Discussion in 'Handguns: General Discussion' started by Hoyte, Nov 16, 2020.
I used paint thinner on the metal and wood parts at first then switched to the heat method on the wood afterwards. I swear it seemed to take forever to get the seeping to stop.
This was on Chinese and Russian SKS’s. Since this is in “Handguns” I am guessing this is for handguns and the wood shouldn’t be as big of a deal.
If the coating is really thick/heavy, I would start-out by melting-off as much as could with heat and finishing the job with a mineral spirits bath.
If the coating is not heavy, just the latter should suffice.
(*not on wood)
I like to scrape or melt off any excess first then let the metal parts soak in kerosene or mineral spirits. Then a good scrub with a brass brush or stiff toothbrush. and a final clean with something like Simple Green works wonders. Just make sure to dry and oil everything up afterwards. Trying to remove cosmoline from wood is never easy or quick.
I had to clean off my fair share of cosmoline while I was in the service. I was ornery and returned the favor when I left Germany. My unit didn't know how long it would be for my replacement machinist would arrive so they told me to coat the lathe and milling machine with cosmoline. Man did I ever put a good solid coat on them.
I have heard about putting the stock in a black plastic garbage sack and laying it on the roof in the bright sunshine and letting the heat soak the cosmo out but I didn't have to do that.
Just DO NOT get in a hurry or heat things up hotter than you can handle comfortably
Petroleum products won't affect metal finish, just make sure to oil when done cleaning.
If it happens to be a painted gun the paint will come off just finish cleaning and repaint it.
My dad was a supply Sargent for a tanker battalion after WWII. When I complained about removing cosmoline from an SKS I'd bought using Brake Cleaner he told me how they did it in the army.
They would take a 50 gallon drum, cut the top off, fill it with water and build a fire underneath it. Bring the water to a boil and then hook the metal parts with a wire and drop them into the boiling water for 10 minutes of so. They would then pull them out of the water which would flash dry off the hot metal and wipe off any cosmoline that may remain with a rag. Then they'd apply oil for rust prevention as appropriate after the metal cooled. Used a version of this method on my next surplus gun but poured boiling water from a tea kettle over the parts (outdoors of course) as a big drum or tank of boiling water is a bit of overkill.

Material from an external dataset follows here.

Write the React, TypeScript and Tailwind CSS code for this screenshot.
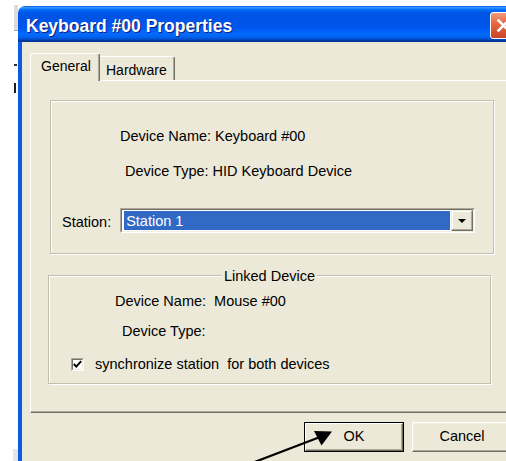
export default function App() {
  return (
    <div className="relative w-[506px] h-[461px] overflow-hidden bg-white flex font-['Liberation_Sans',Arial,sans-serif] text-black">
      {/* sliver of the desktop left of the dialog */}
      <div className="w-[18px] shrink-0 flex flex-col">
        <div className="ml-[14px] mt-[5px] w-[4px] h-[26px] bg-[#dcdcdc] border-b border-[#a8a8a8]" />
        <div className="ml-[14px] mt-[33px] w-[3px] h-[2px] bg-[#303030]" />
        <div className="ml-[14px] mt-[17px] w-[2px] h-[10px] bg-[#202020]" />
        <div className="mt-auto ml-[13px] w-[5px] h-[12px] bg-[#e6e6e6]" />
      </div>

      {/* dialog window */}
      <div className="w-[504px] shrink-0 mt-[6px] flex flex-col rounded-t-[7px] overflow-hidden">
        {/* title bar */}
        <div className="h-[36px] shrink-0 flex items-center pl-[8px] pr-[5px] bg-[linear-gradient(180deg,#0058ee_0%,#3593ff_4%,#288eff_6%,#127dff_8%,#036ffc_10%,#0262ee_14%,#0057e5_20%,#0054e3_24%,#0055eb_56%,#005bf5_66%,#026afe_76%,#0062ef_86%,#0052d6_92%,#0040ab_94%,#003092_100%)]">
          <span className="flex-1 pt-[3px] text-white font-bold text-[17.5px] leading-[20px] [text-shadow:1px_1px_0_#0a1e7a]">
            Keyboard #00 Properties
          </span>
          <div className="w-[27px] h-[27px] mt-[2px] rounded-[3px] border border-white bg-[linear-gradient(180deg,#f09a7a_0%,#e2663f_45%,#c9452a_100%)] flex items-center justify-center">
            <svg width="15" height="15" viewBox="0 0 15 15">
              <path d="M2.5 2.5 L12.5 12.5 M12.5 2.5 L2.5 12.5" stroke="white" strokeWidth="2.6" strokeLinecap="square" />
            </svg>
          </div>
        </div>

        {/* blue side frame around the client area */}
        <div className="flex-1 flex bg-[#0b5ae8] px-[4px]">
          <div className="flex-1 bg-[#ECE9D8] flex flex-col px-[8px] pt-[11px] text-[14.5px] leading-[17px]">
            {/* tabs */}
            <div className="h-[27px] flex items-end">
              <div className="relative z-10 w-[70px] h-[28px] -mb-[1px] bg-[#ECE9D8] border-t border-l border-white border-r border-r-[#716F64] rounded-t-[3px] shadow-[inset_-1px_0_0_#ACA899] pl-[10px] pt-[4px] text-[14px]">
                General
              </div>
              <div className="w-[75px] h-[24px] bg-[#ECE9D8] border-t border-white border-r border-r-[#716F64] rounded-tr-[3px] shadow-[inset_-1px_0_0_#ACA899] pl-[6px] pt-[5px] text-[14px]">
                Hardware
              </div>
            </div>

            {/* tab page */}
            <div className="h-[333px] shrink-0 flex flex-col border-t border-l border-white border-r border-b border-r-[#716F64] border-b-[#716F64] shadow-[inset_-1px_-1px_0_#ACA899]">
              {/* device group */}
              <div className="mt-[19px] ml-[19px] mr-[17px] h-[154px] border border-[#C2BFAF] shadow-[inset_1px_1px_0_#ffffff,1px_1px_0_#ffffff] flex flex-col">
                <div className="mt-[27px] ml-[69px]">Device Name: Keyboard #00</div>
                <div className="mt-[18px] ml-[74px]">Device Type: HID Keyboard Device</div>
                <div className="mt-[28px] ml-[11px] flex items-center">
                  <span className="pt-[3px]">Station:</span>
                  <div className="ml-[9px] w-[355px] h-[25px] border border-t-[#ACA899] border-l-[#ACA899] border-b-white border-r-white">
                    <div className="w-full h-full flex bg-white border border-t-[#716F64] border-l-[#716F64] border-b-[#F1EFE2] border-r-[#F1EFE2]">
                      <div className="flex-1 my-[1px] ml-[2px] mr-[1px] bg-[#316AC5] text-white pl-[2px] flex items-center pt-[2px]">
                        Station 1
                      </div>
                      <div className="w-[22px] h-full bg-[#ECE9D8] border border-t-[#F1EFE2] border-l-[#F1EFE2] border-b-[#716F64] border-r-[#716F64] shadow-[inset_-1px_-1px_0_#ACA899,inset_1px_1px_0_#ffffff] flex items-center justify-center">
                        <svg width="8" height="4" viewBox="0 0 8 4">
                          <path d="M0 0 H8 L4 4 Z" fill="black" />
                        </svg>
                      </div>
                    </div>
                  </div>
                </div>
              </div>

              {/* linked device group */}
              <div className="mt-[21px] ml-[17px] mr-[20px] h-[109px] border border-[#C2BFAF] shadow-[inset_1px_1px_0_#ffffff,1px_1px_0_#ffffff] flex flex-col">
                <div className="-mt-[9px] mx-auto w-fit px-[2px] bg-[#ECE9D8] pt-[1px]">Linked Device</div>
                <div className="mt-[8px] ml-[66px]">Device Name:&nbsp; Mouse #00</div>
                <div className="mt-[13px] ml-[73px]">Device Type:</div>
                <div className="mt-[15px] ml-[22px] flex items-center h-[17px]">
                  <div className="w-[13px] h-[13px] mt-[1px] border border-t-[#ACA899] border-l-[#ACA899] border-b-white border-r-white">
                    <div className="w-full h-full bg-white border border-t-[#716F64] border-l-[#716F64] border-b-[#F1EFE2] border-r-[#F1EFE2] flex items-center justify-center">
                      <svg width="9" height="9" viewBox="0 0 9 9">
                        <path d="M0.8 4 L3.3 6.6 L8.2 1.2" stroke="black" strokeWidth="2" fill="none" />
                      </svg>
                    </div>
                  </div>
                  <span className="ml-[11px] pt-[1px] whitespace-pre">synchronize station  for both devices</span>
                </div>
              </div>
            </div>

            {/* dialog buttons */}
            <div className="mt-[9px] ml-[274px] flex gap-[8px]">
              <div className="w-[100px] h-[30px] border border-black">
                <div className="w-full h-full border border-t-white border-l-white border-b-[#716F64] border-r-[#716F64] shadow-[inset_-1px_-1px_0_#ACA899] flex items-center justify-center pb-[2px]">
                  OK
                </div>
              </div>
              <div className="w-[100px] h-[30px] border border-t-white border-l-white border-b-[#716F64] border-r-[#716F64] shadow-[inset_-1px_-1px_0_#ACA899,inset_1px_1px_0_#F1EFE2] flex items-center justify-center pb-[2px]">
                Cancel
              </div>
            </div>
          </div>
        </div>
      </div>

      {/* pointer arrow toward the OK button */}
      <svg className="absolute left-0 top-0 pointer-events-none" width="506" height="461" viewBox="0 0 506 461">
        <line x1="252" y1="463" x2="320" y2="437" stroke="black" strokeWidth="2.2" />
        <polygon points="332,431.5 314,431 321.5,445.5" fill="black" />
      </svg>
    </div>
  );
}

I learned another method from a fellow shooter which works great if you live in a hot climate and it happens to be summer. My current state of residence, Arizona fills the requirement. What he does is to set the cosmolined rifle out side on the porch in the sun at100+ degree summer day. The cosmoline would melt off and he would clean anything left with a rag. Don"t forget to put out paper or a container to catch melted cosmoline otherwise its a problem to get rid of the stains.
Thanks everyone for the advice. Wasn’t too keen on the gas smell so I went with the boiling water trick(I also had an old stock pot to use). Took it all right off.
very nice! I tend to use boiling water myself. I’ve tried a few other methods mentioned here but heat definitely makes it more manageable. Beautiful firearm!